Halloween is very much en vogue these days. The tradition of carved pumpkins and scary costumes that is so popular in the United States has clearly influenced celebrations in the UK and even in continental Europe.
The custom of celebrating Halloween does, however, have its own roots in Europe, and in Scotland they are particularly strong. From Halloween lanterns made from neeps to dookin’ for apples, Halloween in Scotland has its distinct character – and one also recognised by Scotland’s national bard, Robert Burns, who wrote a poem on Halloween (click here to read the full poem):
Upon that night, when fairies light
On Cassilis Downans dance,
Or owre the lays, in splendid blaze,
On sprightly coursers prance;
Or for Colean the rout is ta’en,
Beneath the moon’s pale beams;
There, up the Cove,to stray an’ rove,
Amang the rocks and streams
To sport that night;
Wi’ merry sangs, an’ friendly cracks,
I wat they did na weary;
And unco tales, an’ funnie jokes
Their sports were cheap an’ cheery:
Till butter’d sowens, wi’ fragrant lunt,
Set a’ their gabs a-steerin;
Syne, wi’ a social glass o’ strunt,
They parted aff careerin
Fu’ blythe that night.
So important was the tradition of Halloween to many a Scot that it found its way to faraway climes in the cultural baggage of Scottish migrants. In Victoria, British Columbia, it was under the auspices of the First Presbyterian church choir that a Halloween concert was held in 1907. ‘In no way’, noted the local newspaper, ‘could it [Halloween] be better celebrated than by attending this Scotch concert.’ A little further south, in San Francisco in the United States, the city’s Thistle Club customarily celebrated Halloween with a ball. In 1904, ‘songs of bonnie Scotland were sung’, and ‘the club piper, Edward Ross, inspired recollections of the land of the thistle.’ A year earlier, at the Thistle Club’s 22nd Halloween Ball, ‘about 200 lads and lassies [were] on the floor, who danced gayly to Scottish music played on Scottish instruments.’
Halloween was not confined, however, to the northern hemisphere.
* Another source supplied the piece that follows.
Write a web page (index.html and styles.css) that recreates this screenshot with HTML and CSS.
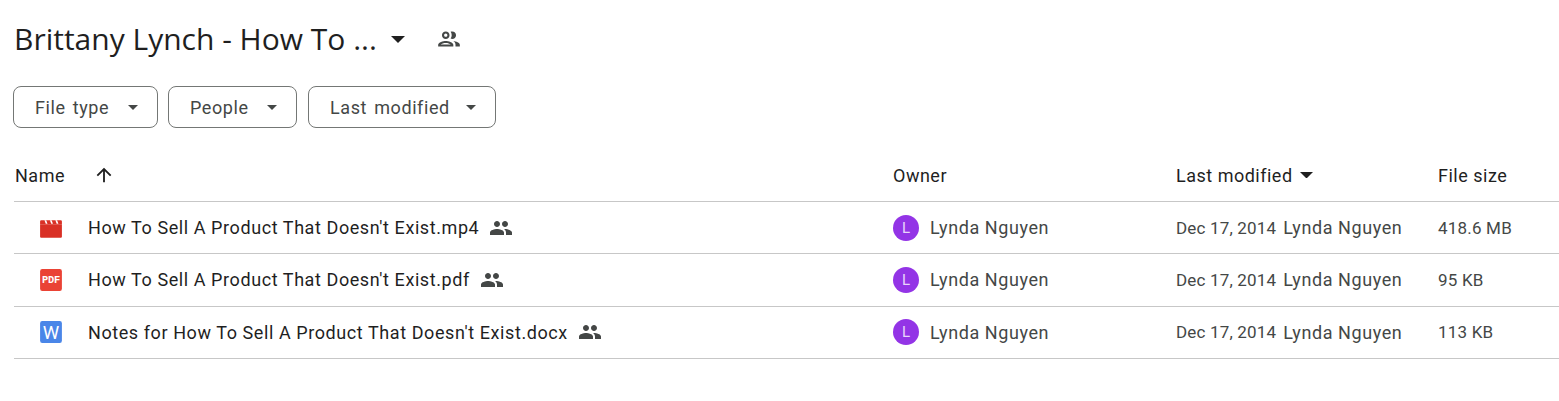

In Brisbane, Australia, in 1893, the Queensland Scottish Association came together ‘to take part in and witness many of the auld games common in Scotland at the Halloween festival 100 years ago … The superstitious game of the “three basins” caused great amusement among the young ladies present.’ A little later, in 1922, the Register from Adelaide, reporting on the Halloween celebrations held by the South Australia Caledonian Society, noted that ‘wherever Scotsmen foregather they love to keep in memory and celebrate the customs and festivals of their beloved homeland. Halloween, the night of October 31, being the eve before “All Saints’ Day”,’ is usually celebrated by Scottish folk and their descendants in whatever part of the globe they may be.’
In New Zealand, too, Halloween celebrations were customarily part of the varied cultural programmes organised by Scottish clubs and societies in the country. The festival was seen as a particularly good means for the promotion of the literature and poetry of Scotland. In Ashburton, as small settlement in Canterbury in the South Island of New Zealand, the local Scottish Society organised a Halloween celebration in 1910 for example. The patron, Mr P. Stewart, and a good number of members and friends were present, and an enjoyable evening was spent. Selections were given during the programme by the Scottish Pipe Band, which also played outside the hall. During the evening sprigs of heather, delivered especially from ‘the homeland’, were distributed, and an enjoyable evening closed with the singing of Auld Lang Syne. A good decade earlier, and a little further south in Dunedin, the Dunedin Burns Club held its annual Halloween gathering. As was noted in a report on the gathering, the Club’s President, Mr Gibson, ‘in speaking of the festival of Halloween said it was one of the most ancient and honoured customs of Scotland.’ And so the tradition of celebrating Halloween continued among the Scots abroad – even in the Scottish diaspora’s farthest outpost.